3-2-11 old home places

First home: Grahamcrest Apartments, off of Telephone and Bellfort

I don't know if you can see it, but behind the three trees in the center of the picture above is a cement picnic table with benches.

That would be the same table as the one behind this drooling, admittedly pretty cute, baby:

What interests me is that there are no trees. So in my lifetime, those three relatively large trees were planted, presumably as small twigs and have managed to grow quite tall.

Then I remind myself, yes, trees can grow quite tall in 40 years.
 I'm not sure why I can't quite keep that straight in my head. 
But at least the place looks like it's still in pretty nice shape, although the cars aren't half as cool.

On the other hand, here's the house I spend the majority of my life in. 

In "my day" it was mint green with white accents, including the jaunty script "Eleven Two Twenty Two" on the front of the house, with heavy wrought iron gates to the front "porch" and across the front of the driveway. 

In later years, the front area became a greenhouse, with a fountain made of river rock collected on family vacations in the mountains.

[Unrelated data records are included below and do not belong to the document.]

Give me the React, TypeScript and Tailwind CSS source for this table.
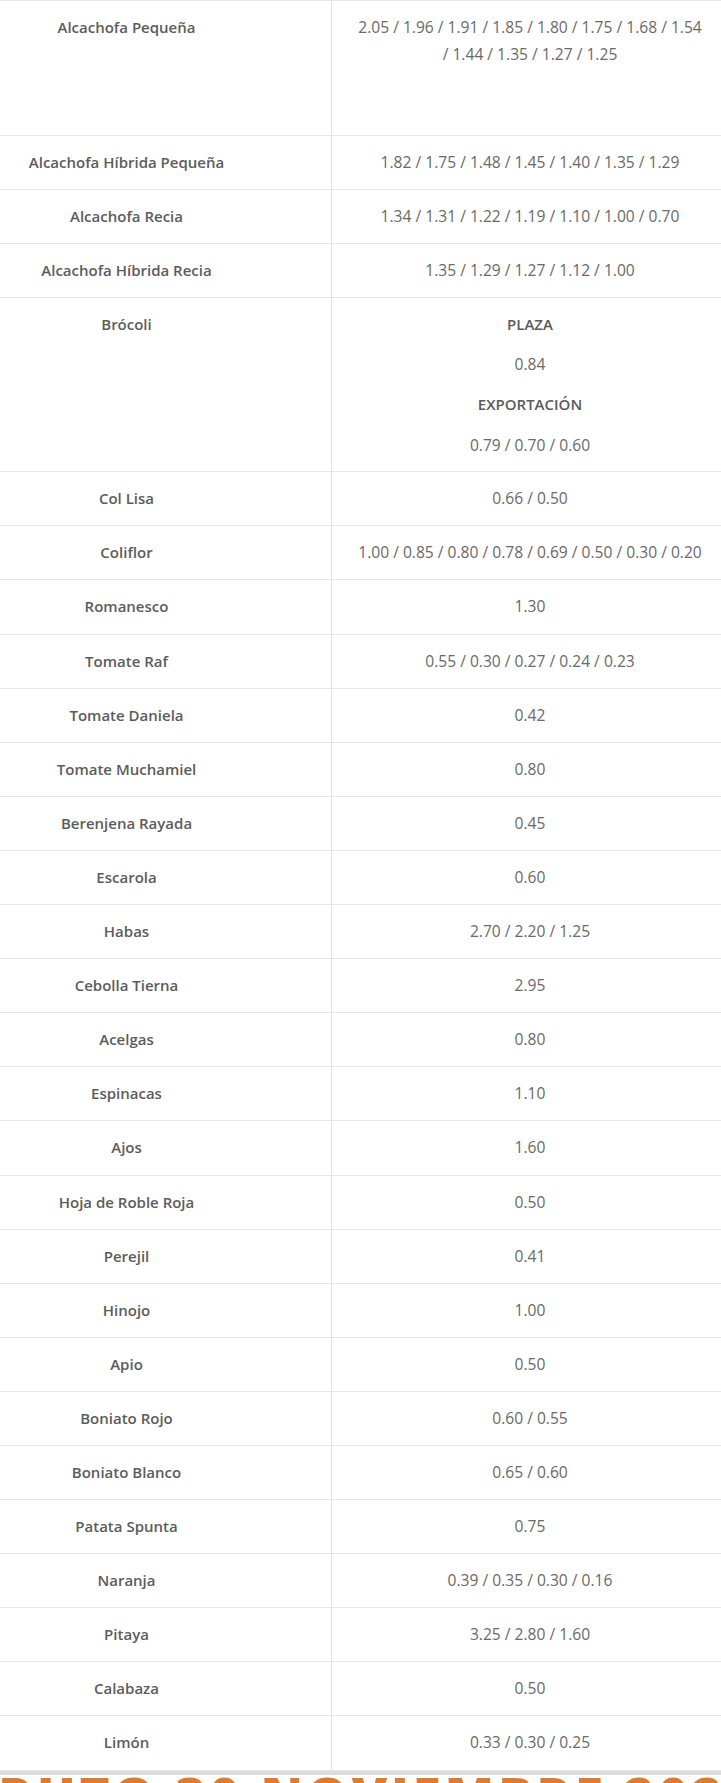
import React from "react";

type Row = { name: string; value?: string; h?: string; custom?: React.ReactNode };

const rows: Row[] = [
  { name: "Alcachofa Pequeña", value: "2.05 / 1.96 / 1.91 / 1.85 / 1.80 / 1.75 / 1.68 / 1.54 / 1.44 / 1.35 / 1.27 / 1.25", h: "h-[135px]" },
  { name: "Alcachofa Híbrida Pequeña", value: "1.82 / 1.75 / 1.48 / 1.45 / 1.40 / 1.35 / 1.29" },
  { name: "Alcachofa Recia", value: "1.34 / 1.31 / 1.22 / 1.19 / 1.10 / 1.00 / 0.70" },
  { name: "Alcachofa Híbrida Recia", value: "1.35 / 1.29 / 1.27 / 1.12 / 1.00" },
  {
    name: "Brócoli",
    h: "h-[174px]",
    custom: (
      <div className="flex flex-col gap-[13px]">
        <p className="font-semibold text-[15px] text-[#5a5a5a]">PLAZA</p>
        <p>0.84</p>
        <p className="font-semibold text-[15px] text-[#5a5a5a]">EXPORTACIÓN</p>
        <p>0.79 / 0.70 / 0.60</p>
      </div>
    ),
  },
  { name: "Col Lisa", value: "0.66 / 0.50" },
  { name: "Coliflor", value: "1.00 / 0.85 / 0.80 / 0.78 / 0.69 / 0.50 / 0.30 / 0.20" },
  { name: "Romanesco", value: "1.30" },
  { name: "Tomate Raf", value: "0.55 / 0.30 / 0.27 / 0.24 / 0.23" },
  { name: "Tomate Daniela", value: "0.42" },
  { name: "Tomate Muchamiel", value: "0.80" },
  { name: "Berenjena Rayada", value: "0.45" },
  { name: "Escarola", value: "0.60" },
  { name: "Habas", value: "2.70 / 2.20 / 1.25" },
  { name: "Cebolla Tierna", value: "2.95" },
  { name: "Acelgas", value: "0.80" },
  { name: "Espinacas", value: "1.10" },
  { name: "Ajos", value: "1.60" },
  { name: "Hoja de Roble Roja", value: "0.50" },
  { name: "Perejil", value: "0.41" },
  { name: "Hinojo", value: "1.00" },
  { name: "Apio", value: "0.50" },
  { name: "Boniato Rojo", value: "0.60 / 0.55" },
  { name: "Boniato Blanco", value: "0.65 / 0.60" },
  { name: "Patata Spunta", value: "0.75" },
  { name: "Naranja", value: "0.39 / 0.35 / 0.30 / 0.16" },
  { name: "Pitaya", value: "3.25 / 2.80 / 1.60" },
  { name: "Calabaza", value: "0.50" },
  { name: "Limón", value: "0.33 / 0.30 / 0.25" },
];

export default function App() {
  return (
    <div className="w-[721px] overflow-hidden bg-white font-['Open_Sans',sans-serif] text-[15.6px] leading-[27.1px]">
      <div className="ml-[-78px] w-[806px] border-t border-[#e6e6e6]">
        {rows.map((r, i) => (
          <div
            key={i}
            className={`grid grid-cols-[410px_396px] border-b border-[#e6e6e6] ${r.h ?? ""}`}
          >
            <div className="border-r border-[#e3e3e3] px-[22px] py-[13px] text-center text-[15px] font-semibold text-[#5c5c5c]">
              {r.name}
            </div>
            <div className="px-[22px] py-[13px] text-center text-[#6a6a6a]">
              {r.custom ?? r.value}
            </div>
          </div>
        ))}
      </div>
      <div className="h-[4px] bg-[#dcdcdc]" />
      <div className="overflow-hidden whitespace-nowrap pt-[3px] text-center text-[51px] font-extrabold leading-[34px] tracking-[4px] text-[#e07a2c]">
        <span className="ml-[-40px] inline-block">BRUTO 30 NOVIEMBRE 2023</span>
      </div>
    </div>
  );
}
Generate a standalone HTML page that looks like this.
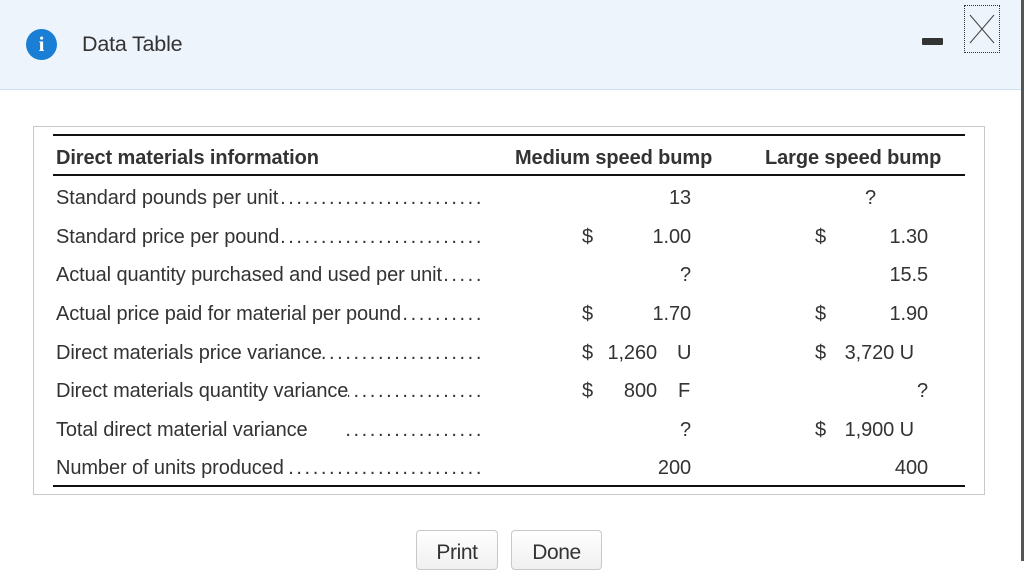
<!DOCTYPE html>
<html><head><meta charset="utf-8"><style>
*{margin:0;padding:0;box-sizing:border-box}
body{width:1024px;height:561px;overflow:hidden;background:#fff;position:relative;font-family:"Liberation Sans",Arial,sans-serif;color:#333}
.hdr{position:absolute;left:0;top:0;width:1024px;height:90px;background:#eef4fc;border-bottom:1px solid #c9e2f6}
.ico{position:absolute;left:26px;top:29px;width:31px;height:31px;border-radius:50%;background:#1a7fd4;color:#fff;font:bold 21px "Liberation Serif",serif;text-align:center;line-height:31px}
.title{position:absolute;left:82px;top:32px;font-size:21.5px;color:#333;letter-spacing:-0.2px}
.min{position:absolute;left:922px;top:38px;width:21px;height:7px;background:#333;border-radius:1px}
.cls{position:absolute;left:964px;top:5px;width:36px;height:48px;border:1px dotted #333}
.rb{position:absolute;right:0;top:0;width:3px;height:561px;background:#555}
.box{position:absolute;left:33px;top:126px;width:952px;height:369px;border:1px solid #c8c8c8}
.rule{position:absolute;left:53px;width:912px;background:#111}
.t{position:absolute;font-size:20px;line-height:22px;white-space:nowrap;letter-spacing:-0.1px}
.b{font-weight:bold}
.r{position:absolute;font-size:20px;line-height:22px;white-space:nowrap;text-align:right;letter-spacing:-0.1px}
.lab{position:absolute;left:56px;width:428px;display:flex;font-size:20px;line-height:22px;white-space:nowrap;letter-spacing:-0.1px}
.dots{flex:1;overflow:hidden;direction:rtl;letter-spacing:2.6px;padding-left:1px}
.btn{position:absolute;top:530px;height:40px;border:1px solid #c8c8c8;border-radius:4px;background:linear-gradient(#fff,#f0f0f0);font-size:21px;text-align:center;line-height:44px;color:#333;letter-spacing:-0.4px}
</style></head><body>
<div class="hdr">
<div class="ico">i</div>
<div class="title">Data Table</div>
<div class="min"></div>
<div class="cls"><svg width="36" height="48" style="position:absolute;left:-1px;top:-1px"><path d="M6 10 L30 38 M30 10 L6 38" stroke="#444" stroke-width="1" fill="none"/></svg></div>
</div>
<div class="rb"></div>
<div class="box"></div>
<div class="rule" style="top:134px;height:2px"></div>
<div class="rule" style="top:174px;height:2px"></div>
<div class="rule" style="top:485px;height:2px"></div>
<div class="t b" style="left:56px;top:147px">Direct materials information</div>
<div class="t b" style="left:515px;top:147px">Medium speed bump</div>
<div class="t b" style="left:765px;top:147px">Large speed bump</div>

<div class="lab" style="top:187px"><span>Standard pounds per unit</span><span class="dots">....................................</span></div>
<div class="lab" style="top:226px"><span>Standard price per pound</span><span class="dots">....................................</span></div>
<div class="lab" style="top:264px"><span>Actual quantity purchased and used per unit</span><span class="dots">....................................</span></div>
<div class="lab" style="top:303px"><span>Actual price paid for material per pound</span><span class="dots">....................................</span></div>
<div class="lab" style="top:342px"><span>Direct materials price variance</span><span class="dots">....................................</span></div>
<div class="lab" style="top:380px"><span>Direct materials quantity variance</span><span class="dots">....................................</span></div>
<div class="lab" style="top:419px"><span>Total direct material variance</span><span class="dots" style="max-width:140px;margin-left:auto">....................</span></div>
<div class="lab" style="top:457px"><span>Number of units produced</span><span class="dots">....................................</span></div>

<div class="r" style="right:333px;top:187px">13</div>
<div class="t" style="left:582px;top:226px">$</div><div class="r" style="right:333px;top:226px">1.00</div>
<div class="r" style="right:333px;top:264px">?</div>
<div class="t" style="left:582px;top:303px">$</div><div class="r" style="right:333px;top:303px">1.70</div>
<div class="t" style="left:582px;top:342px">$</div><div class="r" style="right:367px;top:342px">1,260</div><div class="t" style="left:677px;top:342px">U</div>
<div class="t" style="left:582px;top:380px">$</div><div class="r" style="right:367px;top:380px">800</div><div class="t" style="left:678px;top:380px">F</div>
<div class="r" style="right:333px;top:419px">?</div>
<div class="r" style="right:333px;top:457px">200</div>

<div class="r" style="right:148px;top:187px">?</div>
<div class="t" style="left:815px;top:226px">$</div><div class="r" style="right:96px;top:226px">1.30</div>
<div class="r" style="right:96px;top:264px">15.5</div>
<div class="t" style="left:815px;top:303px">$</div><div class="r" style="right:96px;top:303px">1.90</div>
<div class="t" style="left:815px;top:342px">$</div><div class="r" style="right:110px;top:342px">3,720 U</div>
<div class="r" style="right:96px;top:380px">?</div>
<div class="t" style="left:815px;top:419px">$</div><div class="r" style="right:110px;top:419px">1,900 U</div>
<div class="r" style="right:96px;top:457px">400</div>

<div class="btn" style="left:416px;width:82px">Print</div>
<div class="btn" style="left:511px;width:91px">Done</div>
</body></html>
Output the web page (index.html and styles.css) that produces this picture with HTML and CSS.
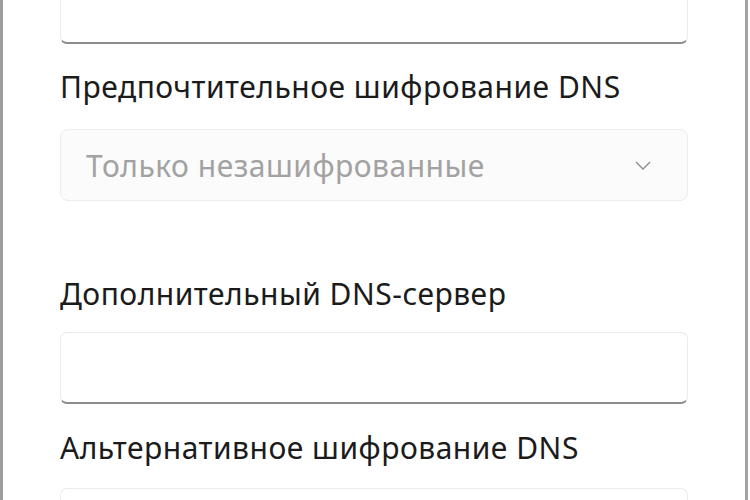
FILE: index.html
```html
<!DOCTYPE html>
<html lang="ru">
<head>
<meta charset="utf-8">
<title>DNS</title>
<link rel="stylesheet" href="styles.css">
</head>
<body>
<div class="frame">
  <div class="panel">
    <div class="field first"><div class="textbox"></div></div>

    <div class="label l1">Предпочтительное шифрование DNS</div>
    <div class="combo">
      <span class="combo-text">Только незашифрованные</span>
      <svg class="chev" width="16" height="9" viewBox="0 0 16 9"><path d="M1 1 L8 8 L15 1" fill="none" stroke="#8a8a8a" stroke-width="1.3"/></svg>
    </div>

    <div class="label l2">Дополнительный DNS-сервер</div>
    <div class="textbox"></div>

    <div class="label l3">Альтернативное шифрование DNS</div>
    <div class="textbox"></div>
  </div>
</div>
</body>
</html>
```

FILE: styles.css
```css
html, body {
  margin: 0;
  padding: 0;
  background: #ffffff;
  width: 750px;
  height: 500px;
  overflow: hidden;
}
.frame {
  width: 748px;
  height: 500px;
  box-sizing: border-box;
  border-left: 3px solid #9c9c9c;
  border-right: 3px solid #a2a2a2;
  background: #ffffff;
  overflow: hidden;
}
.panel {
  padding-left: 57px;
  width: 628px;
  display: flex;
  flex-direction: column;
}
.first .textbox { margin-top: -28px; }
.textbox {
  height: 72px;
  box-sizing: border-box;
  background: #ffffff;
  border: 1px solid #ebebeb;
  border-bottom: 2px solid #8c8c8c;
  border-radius: 7px;
}
.label {
  font-family: "Noto Sans", "Open Sans", sans-serif;
  font-size: 30px;
  letter-spacing: 0.5px;
  line-height: 40px;
  height: 40px;
  color: #1b1b1b;
  white-space: nowrap;
}
.l1 { margin-top: 23px; margin-bottom: 22px; }
.l2 { margin-top: 73px; margin-bottom: 18px; }
.l3 { margin-top: 24px; margin-bottom: 20px; }
.combo {
  height: 72px;
  box-sizing: border-box;
  background: #fbfbfb;
  border: 1px solid #ececec;
  border-radius: 8px;
  display: flex;
  align-items: center;
  justify-content: space-between;
  padding: 0 36px 0 25px;
}
.combo-text {
  font-family: "Noto Sans", "Open Sans", sans-serif;
  font-size: 30px;
  letter-spacing: 0.5px;
  color: #a2a2a2;
  white-space: nowrap;
}
.chev { display: block; }
```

In the backyard, a garden area in one patch to grow tomatoes and cucumbers, and a pool.

Along the side of the house was a covered tool shed. In the front yard, there were great climbing trees along the curb and pines throughout the yard, with elephant leaves planted under my parents' bedroom window (left). There were rose bushes in the flower bed on the little hill in the front.

I haven't lived in any house as long as I did at Sageville, from age 6 to 18. This is the house in which so many of my dreams still take place. 

This was home.

Twenty years later, here's the Google Street View camera shot of the old homeplace. The curbside trees are gone, the greenhouse area and rock fountain are gone, the fence between the houses is gone, and the elephant leaves have gone wild, completely covering up the front bedroom window.

When I drove past it in 2008 even the elephant leaves and a couple more pines were gone, and across the window was plywood. All the front area is decimated, all the wrought iron pulled down. In 2009 when I was showing Lynne around the old neighborhood, the plywood was still across the window, and there were about 4 big dually pickups parked across the driveway and in the yard, along with some very scary looking guys and a couple of pit bulls hanging around. Lynne suggested she ask them if we could take a look inside for old times sake. I looked at her like she was crazy and didn't stop the car.

And. . .   good to know . . .  that was a wise move.

For this is now a drug house. Or was, last year, before the neighbor turned the very scary looking men who lived there for animal abuse (pit bull puppies) and, upon investigation, the ATF were called in to bust up the meth lab inside. This neighbor was the same one I knew from my years growing up there and she told me the backyard had been turned into a landfill. Looking at the satellite view, you can see the "A" marker over the roof and the giant blackened cement square in the back.

I am not sure why this makes me so sad. Time carries on, takes its toll, etc, etc. The house literally sits in the shadow of the beltway and a teenager was killed in a driveby on the street recently. It's not the same place any more. . .  except in memories. And perhaps a few of the trees who have weathered the storms.